The US fell seven places to 64th in RSF’s 2025 press freedom tracker, described as a "historic low" and part of a decade-long decline. RSF cited Trump administration policies, FCC pressure on broadcasters, and accelerating media consolidation as key drivers of a U.S. press freedom crisis. The article is important for media-sector policy and governance, but it is unlikely to have a broad immediate market impact.

Analysis

The bigger market signal is not the headline decline in press-freedom rankings; it’s the increasing probability of an uneven regulatory regime where large incumbent media groups can absorb legal and compliance shocks better than smaller competitors. That creates a paradoxical winner set: scaled platforms with diversified revenue and political optionality can gain share as local outlets face higher operating risk, more expensive legal defense, and advertiser hesitation. In other words, the near-term pain is reputational, but the medium-term effect is further audience and bargaining-power concentration in the hands of the same few distributors the article flags.
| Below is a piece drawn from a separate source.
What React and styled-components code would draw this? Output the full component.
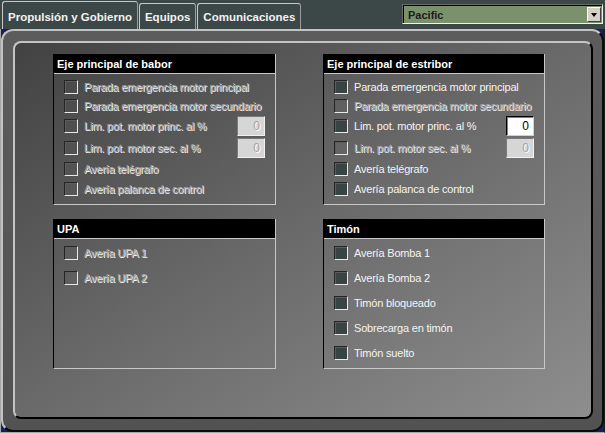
import React from "react";
import styled, { createGlobalStyle, css } from "styled-components";

const GlobalStyle = createGlobalStyle`
  html, body {
    margin: 0;
    padding: 0;
    background: #3c4848;
    overflow: hidden;
  }
  body {
    font-family: "Liberation Sans", Arial, sans-serif;
  }
`;

const Window = styled.div`
  width: 605px;
  height: 433px;
  display: flex;
  flex-direction: column;
  background: #3c4848;
`;

const TopBar = styled.div`
  height: 29px;
  flex-shrink: 0;
  display: flex;
  justify-content: space-between;
  padding-left: 2px;
`;

const Tabs = styled.div`
  display: flex;
  align-items: flex-end;
  gap: 1px;
`;

const Tab = styled.div`
  box-sizing: border-box;
  height: ${(p) => (p.$active ? 28 : 26)}px;
  padding: ${(p) => (p.$active ? 3 : 1)}px 5px 0;
  border: 1px solid #c8c8c8;
  border-bottom: none;
  border-right-color: #9c9c9c;
  border-radius: 3px 3px 0 0;
  display: flex;
  align-items: center;
  font-size: 11.5px;
  font-weight: bold;
  color: #f2f2f2;
  white-space: nowrap;
`;

const Select = styled.div`
  box-sizing: border-box;
  width: 201px;
  height: 20px;
  margin: 4px 2px 0 0;
  display: flex;
  align-items: center;
  justify-content: space-between;
  background: #7b916c;
  border: 1px solid;
  border-color: #6a6a6a #f0f0f0 #f0f0f0 #6a6a6a;
  box-shadow: inset 1px 1px 0 #000;
  padding: 1px 1px 0 5px;
  font-size: 11px;
  font-weight: bold;
  color: #1c1c1c;
`;

const ArrowButton = styled.span`
  box-sizing: border-box;
  width: 14px;
  height: 15px;
  display: flex;
  align-items: center;
  justify-content: center;
  background: #d4d0c8;
  border: 1px solid;
  border-color: #ffffff #404040 #404040 #ffffff;

  &::after {
    content: "";
    border-left: 3.5px solid transparent;
    border-right: 3.5px solid transparent;
    border-top: 4px solid #000;
  }
`;

const Pane = styled.div`
  flex: 1;
  display: flex;
  background: #1b1e5c;
  border-left: 1px solid #a8a8a8;
  border-right: 1px solid #1a1a1a;
  border-bottom: 1px solid #a8a8a8;
`;

const Frame = styled.div`
  flex: 1;
  display: flex;
  border: 2px solid;
  border-color: #c2c2c2 #0c0c0c #0c0c0c #c2c2c2;
  border-radius: 12px;
  background: linear-gradient(to bottom, #5c5c5c, #525252);
  padding: 10px 9px 11px 10px;
`;

const Panel = styled.div`
  flex: 1;
  border: 2px solid;
  border-color: #c4c4c4 #000 #000 #c4c4c4;
  border-radius: 8px;
  background: linear-gradient(to bottom right, #424242, #6a6a6a 50%, #8e8e8e);
  padding: 11px 46px 0 38px;
  display: grid;
  grid-template-columns: 223px 222px;
  grid-template-rows: 151px 150px;
  column-gap: 47px;
  row-gap: 14px;
`;

const Group = styled.div`
  display: flex;
  flex-direction: column;
  border-left: 1px solid #000;
  border-right: 1px solid #c8c8c8;
  border-bottom: 1px solid #c8c8c8;
  padding-bottom: 2px;
`;

const GroupTitle = styled.div`
  height: 19px;
  flex-shrink: 0;
  background: #000;
  border-bottom: 1px solid #c8c8c8;
  padding-left: 3px;
  margin-bottom: ${(p) => p.$gap}px;
  display: flex;
  align-items: center;
  color: #fff;
  font-weight: bold;
  font-size: 11px;
`;

const Row = styled.div`
  display: flex;
  align-items: center;
  height: ${(p) => p.$h}px;
  padding: 0 10px;
`;

const Check = styled.span`
  box-sizing: border-box;
  width: 14px;
  height: 14px;
  flex-shrink: 0;
  margin-right: 6px;
  border: 1px solid;
  border-color: #262626 #e8e8e8 #e8e8e8 #262626;
  box-shadow: inset 1px 1px 0 #5c5c5c;
  background: ${(p) => (p.$enabled ? "#384443" : "transparent")};
`;

const Label = styled.span`
  flex: 1;
  font-size: 11px;
  letter-spacing: -0.2px;
  white-space: nowrap;
  ${(p) =>
    p.$enabled
      ? css`
          color: #f4f4f4;
        `
      : css`
          color: #a8a8a8;
          text-shadow: 1px 1px 0 #f2f2f2;
        `}
`;

const NumBox = styled.span`
  box-sizing: border-box;
  width: 28px;
  height: 20px;
  display: flex;
  align-items: center;
  justify-content: flex-end;
  padding-right: 4px;
  font-size: 12px;
  border: 1px solid;
  ${(p) =>
    p.$enabled
      ? css`
          background: #fff;
          color: #000;
          border-color: #000 #d0d0d0 #d0d0d0 #000;
          box-shadow: inset 1px 1px 0 #808080;
        `
      : css`
          background: #d6d6d6;
          color: #a4a4a4;
          text-shadow: 1px 1px 0 #fff;
          border-color: #7a7a7a #f2f2f2 #f2f2f2 #7a7a7a;
        `}
`;

const babor = [
  { text: "Parada emergencia motor principal", h: 19 },
  { text: "Parada emergencia motor secundario", h: 19 },
  { text: "Lim. pot. motor princ. al %", h: 22, input: true },
  { text: "Lim. pot. motor sec. al %", h: 22, input: true },
  { text: "Avería telégrafo", h: 20 },
  { text: "Avería palanca de control", h: 20 },
];

const estribor = [
  { text: "Parada emergencia motor principal", h: 19, on: true },
  { text: "Parada emergencia motor secundario", h: 19 },
  { text: "Lim. pot. motor princ. al %", h: 22, input: true, on: true },
  { text: "Lim. pot. motor sec. al %", h: 22, input: true },
  { text: "Avería telégrafo", h: 20, on: true },
  { text: "Avería palanca de control", h: 20, on: true },
];

const upa = [
  { text: "Avería UPA 1", h: 25 },
  { text: "Avería UPA 2", h: 25 },
];

const timon = [
  { text: "Avería Bomba 1", h: 25, on: true },
  { text: "Avería Bomba 2", h: 25, on: true },
  { text: "Timón bloqueado", h: 25, on: true },
  { text: "Sobrecarga en timón", h: 25, on: true },
  { text: "Timón suelto", h: 25, on: true },
];

const GroupBox = ({ title, items, gap }) => (
  <Group>
    <GroupTitle $gap={gap}>{title}</GroupTitle>
    {items.map((item) => (
      <Row key={item.text} $h={item.h}>
        <Check $enabled={item.on} />
        <Label $enabled={item.on}>{item.text}</Label>
        {item.input && <NumBox $enabled={item.on}>0</NumBox>}
      </Row>
    ))}
  </Group>
);

const App = () => {
  return (
    <Window>
      <GlobalStyle />
      <TopBar>
        <Tabs>
          <Tab $active>Propulsión y Gobierno</Tab>
          <Tab>Equipos</Tab>
          <Tab>Comunicaciones</Tab>
        </Tabs>
        <Select>
          Pacific
          <ArrowButton />
        </Select>
      </TopBar>
      <Pane>
        <Frame>
          <Panel>
            <GroupBox title="Eje principal de babor" items={babor} gap={3} />
            <GroupBox title="Eje principal de estribor" items={estribor} gap={3} />
            <GroupBox title="UPA" items={upa} gap={1} />
            <GroupBox title="Timón" items={timon} gap={1} />
          </Panel>
        </Frame>
      </Pane>
    </Window>
  );
};

export default App;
For Comcast, Disney, and Amazon, the direct earnings impact is limited, but the optionality value of content libraries and distribution pipes rises if local journalism weakens and cord-cutting accelerates. The more important second-order effect is on content pricing: a more polarized information environment tends to raise the value of “safe,” broad-appeal programming while reducing the monetization of live news and late-night formats exposed to political scrutiny. That is slightly negative for linear-adjacent assets and relatively supportive for platform owners that can repackage content across streaming, ads, and commerce. The cleanest risk is for Warner Bros Discovery. It sits at the intersection of political scrutiny, leverage, and a fragile integration story, so any regulatory noise that complicates strategic transactions or damages affiliate negotiations becomes a multiple problem, not just a headline problem. Sony is comparatively insulated because the U.S. political temperature is a smaller part of its global economics, while Disney is neutral-to-slightly negative because its scale buffers the issue but its branded news adjacency keeps it on the radar. Contrarian view: the market may be overpricing the long-term profitability of media consolidation. If political pressure keeps rising, the real winner may not be mega-media at all, but independent creators and alternative distribution channels that bypass legacy gatekeepers; that would mean today’s consolidation thesis ultimately destroys the very pricing power incumbents expect to gain.